Overall it was an excellent trip by Amtrak standards. The food was better than in the past and the service was impeccable, not only from Renee but all the staff seemed to be in tune with each other and worked well as a team.

And to those who know may attitude to the practice of automatically tipping, don't worry, I tipped lavishly  .

Next report will be my stress laden trip to NYP :angry: .


----------



## sunchaser (May 12, 2009)

Konrad said:


> I’ll break this report into 4 parts to cover the various sections of my route across the United States, otherwise it’d just get too long to read and post in one session.
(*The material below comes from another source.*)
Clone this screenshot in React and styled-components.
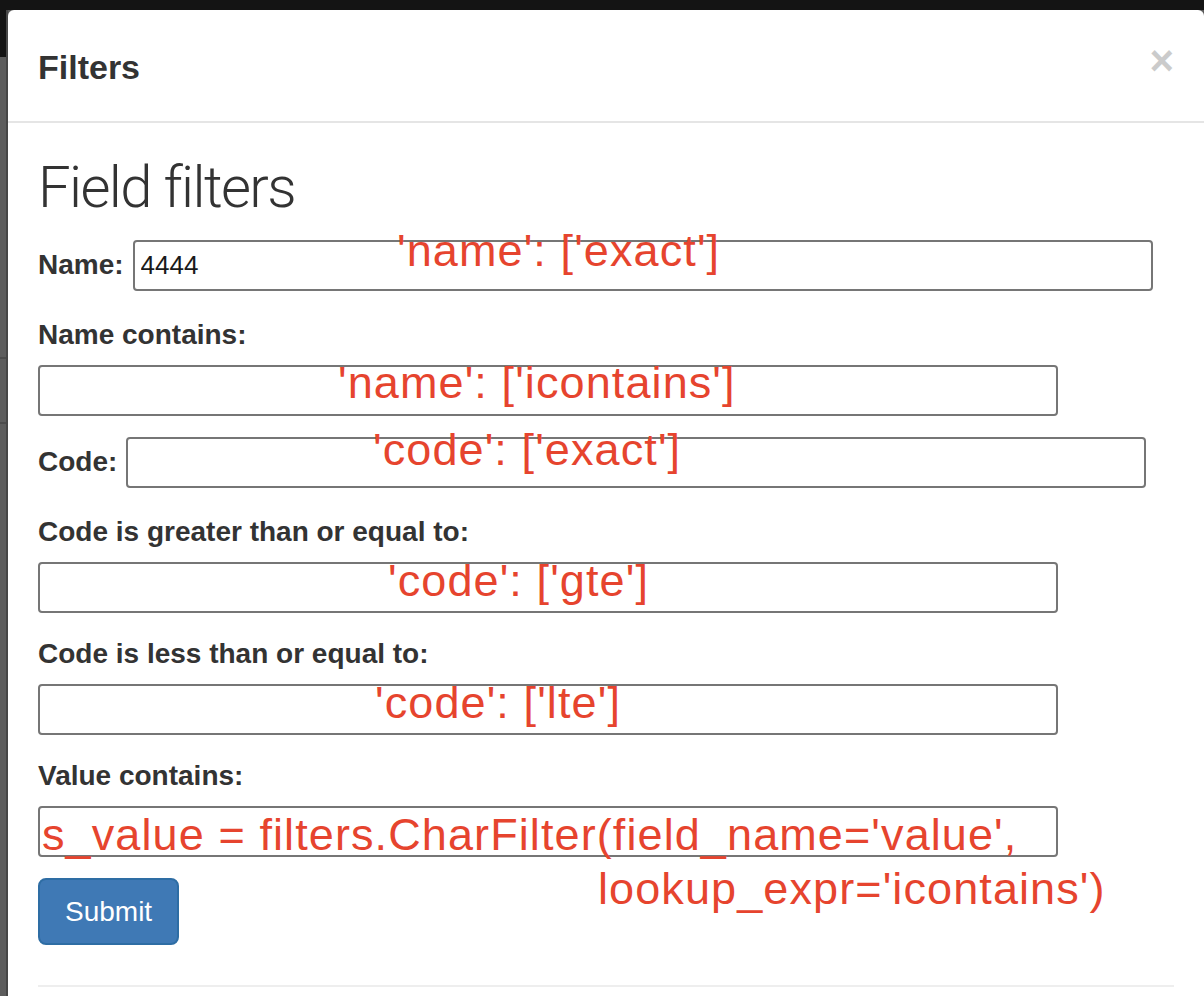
import React from 'react';
import styled, { createGlobalStyle } from 'styled-components';

const GlobalStyle = createGlobalStyle`
    html, body {
        margin: 0;
        padding: 0;
        background: #5c5c5c;
        overflow: hidden;
    }
    body {
        font-family: "Liberation Sans", Arial, sans-serif;
        color: #333;
    }
`;

const Styled = {
    Page: styled.div`
        position: relative;
        display: grid;
        grid-template-columns: 8px 1fr;
        grid-template-rows: 10px 1fr;
        height: 996px;
        overflow: hidden;
    `,
    TopBand: styled.div`
        grid-column: 1 / -1;
        background: #141414;
    `,
    Backdrop: styled.div`
        display: flex;
        flex-direction: column;
        background: #5d5d5d;
        border-right: 2px solid #474747;

        & .nav {
            height: 47px;
            background: #141414;
        }
    `,
    BackdropRule: styled.div`
        height: 2px;
        background: #4c4c4c;
        margin-top: ${({ gap }) => gap}px;
    `,
    Modal: styled.div`
        background: #fff;
        border-radius: 6px 6px 0 0;
        display: flex;
        flex-direction: column;
    `,
    Header: styled.div`
        display: flex;
        justify-content: space-between;
        align-items: flex-start;
        padding: 32px 30px 28px;
        border-bottom: 2px solid #e5e5e5;
    `,
    Title: styled.h4`
        margin: 0;
        font: 700 34px/51px "Liberation Sans", Arial, sans-serif;
        color: #333;
    `,
    Close: styled.button`
        margin-top: -2px;
        padding: 0;
        border: 0;
        background: none;
        font: 700 42px/1 "Liberation Sans", Arial, sans-serif;
        color: #000;
        opacity: 0.2;
        cursor: pointer;
    `,
    Body: styled.div`
        padding: 30px;
    `,
    Heading: styled.h1`
        margin: 3px 0 20px;
        font: 300 58px/1.1 Roboto, "Liberation Sans", sans-serif;
        letter-spacing: -1.6px;
        color: #333;
    `,
    Field: styled.div`
        display: flex;
        flex-direction: ${({ inline }) => (inline ? 'row' : 'column')};
        align-items: ${({ inline }) => (inline ? 'center' : 'flex-start')};
        gap: ${({ inline }) => (inline ? '9px' : '10px')};
        margin-bottom: ${({ inline }) => (inline ? '24px' : '21px')};
    `,
    Label: styled.label`
        font: 700 28px/40px "Liberation Sans", Arial, sans-serif;
        color: #333;
    `,
    Input: styled.input`
        box-sizing: border-box;
        width: 1020px;
        height: 51px;
        padding: 0 6px;
        border: 2px solid #767676;
        border-radius: 4px;
        font: 400 26px "Liberation Sans", Arial, sans-serif;
        color: #1a1a1a;
        background: #fff;
        outline: none;
    `,
    Submit: styled.button`
        box-sizing: border-box;
        height: 67px;
        padding: 12px 25px;
        border: 2px solid #2e6da4;
        border-radius: 8px;
        background: #3f79b5;
        color: #fff;
        font: 400 28px/40px "Liberation Sans", Arial, sans-serif;
        cursor: pointer;
    `,
    Rule: styled.hr`
        margin: 40px 0 0;
        border: 0;
        border-top: 2px solid #eee;
    `,
    Note: styled.span`
        position: absolute;
        left: ${({ x }) => x}px;
        top: ${({ y }) => y}px;
        font: 400 45px/45px "Liberation Sans", Arial, sans-serif;
        letter-spacing: 1.1px;
        color: #e6442e;
        white-space: nowrap;
        pointer-events: none;
    `,
};

const fields = [
    { label: 'Name:', inline: true, value: '4444' },
    { label: 'Name contains:' },
    { label: 'Code:', inline: true },
    { label: 'Code is greater than or equal to:' },
    { label: 'Code is less than or equal to:' },
    { label: 'Value contains:' },
];

const notes = [
    { x: 397, y: 228, text: "'name': ['exact']" },
    { x: 338, y: 360, text: "'name': ['icontains']" },
    { x: 373, y: 427, text: "'code': ['exact']" },
    { x: 388, y: 558, text: "'code': ['gte']" },
    { x: 375, y: 680, text: "'code': ['lte']" },
    { x: 42, y: 812, text: "s_value = filters.CharFilter(field_name='value'," },
    { x: 598, y: 866, text: "lookup_expr='icontains')" },
];

function App() {
    return (
        <>
            <GlobalStyle />
            <Styled.Page>
                <Styled.TopBand />
                <Styled.Backdrop>
                    <div className="nav" />
                    <Styled.BackdropRule gap={300} />
                    <Styled.BackdropRule gap={63} />
                </Styled.Backdrop>
                <Styled.Modal>
                    <Styled.Header>
                        <Styled.Title>Filters</Styled.Title>
                        <Styled.Close aria-label="Close">×</Styled.Close>
                    </Styled.Header>
                    <Styled.Body>
                        <Styled.Heading>Field filters</Styled.Heading>
                        <form onSubmit={(e) => e.preventDefault()}>
                            {fields.map((f) => (
                                <Styled.Field key={f.label} inline={f.inline}>
                                    <Styled.Label>{f.label}</Styled.Label>
                                    <Styled.Input type="text" defaultValue={f.value || ''} />
                                </Styled.Field>
                            ))}
                            <Styled.Submit type="submit">Submit</Styled.Submit>
                        </form>
                        <Styled.Rule />
                    </Styled.Body>
                </Styled.Modal>
                {notes.map((n) => (
                    <Styled.Note key={n.text} x={n.x} y={n.y}>
                        {n.text}
                    </Styled.Note>
                ))}
            </Styled.Page>
        </>
    );
}

export default App;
So here goes...Los Angeles - Chicago
> 
> Left Port Macquarie on 27 March to allow for any problems with Qantas which may have affected my connection with the SWC in Los Angeles. An unnecessary precaution, as it turned out as we docked at the air bridge at precisely 09:50 – dead on time. And welcome to ‘Groundhog Day’ as it was only 20 minutes by the clock since I’d left home thanks to the International Date Line.
> 
> ...


G'Day! Great report! Thanks for posting, looking forward to the rest! A couple of questions, though. What kind of french press do you take with you? Where do you get the hot water? Planning to take a french press on our trip in June. We already have one, but it is glass. Planning on getting either the bodum to go models or a full size w/insulation. Any input would be appreciated!


----------



## Konrad (May 12, 2009)

sunchaser said:


> Konrad said:
> 
> 
> > I’ll break this report into 4 parts to cover the various sections of my route across the United States, otherwise it’d just get too long to read and post in one session. So here goes...Los Angeles - Chicago
> ...


I just take a small (one cup) glass unit and take it to the diner when I go to breakfast. Being a one, very strong, coffee a day guy that's all I need. Lately I notice that the attendants are bringing a cup of water instead of taking the pot and filling it themselves - guess I'm not the only fresh coffee nutter riding Amtrak. I could take a portable kettle but our 240 volt system is totally incompatible and I already travel with enough baggage (in every sense :blink: ).


----------



## sunchaser (May 12, 2009)

Great! Thanks for the info! We both like the french press, but use it mostly for special occasions. What do Australian Chocolates taste like? Compared to say, Lindt?


----------



## Konrad (May 13, 2009)

sunchaser said:


> Great! Thanks for the info! We both like the french press, but use it mostly for special occasions. What do Australian Chocolates taste like? Compared to say, Lindt?


Smoother than American chocolates but not as smooth as Lindt but we tend to use more fruit based cream centres.


----------



## sunchaser (May 13, 2009)

Konrad said:


> sunchaser said:
> 
> 
> > Great! Thanks for the info! We both like the french press, but use it mostly for special occasions. What do Australian Chocolates taste like? Compared to say, Lindt?
> ...



MMMM, they sound tasty! My favorite american chocolate is See's Milk Chocolate Buttercream & their fudge is good too.


----------



## Konrad (May 14, 2009)

sunchaser said:


> Konrad said:
> 
> 
> > sunchaser said:
> ...


My Californian friends recommend See's but I never seem to find time to try them when I'm in San Francisco - just too busy enjoying myself and dining out.


----------



## sunchaser (May 14, 2009)

Konrad said:


> sunchaser said:
> 
> 
> > Konrad said:
> ...


I know that feeling-next time you come out for a visit, do a search online for See's Candy in Dexonline.com for the cities you will be in. There is a couple listed for 'Frisco.


----------



## Everydaymatters (May 17, 2009)

Konrad said:


> While waiting I fell in with a group from Albuquerque who were returning from a cruise. They were travelling in coach and I commented that they might find it a bit of a shock after a cruise the facilities they’d just enjoyed on their cruise.


Interesting report, Konrad.

As many coach trips as I have taken, it still is a shock after getting off a cruise.


----------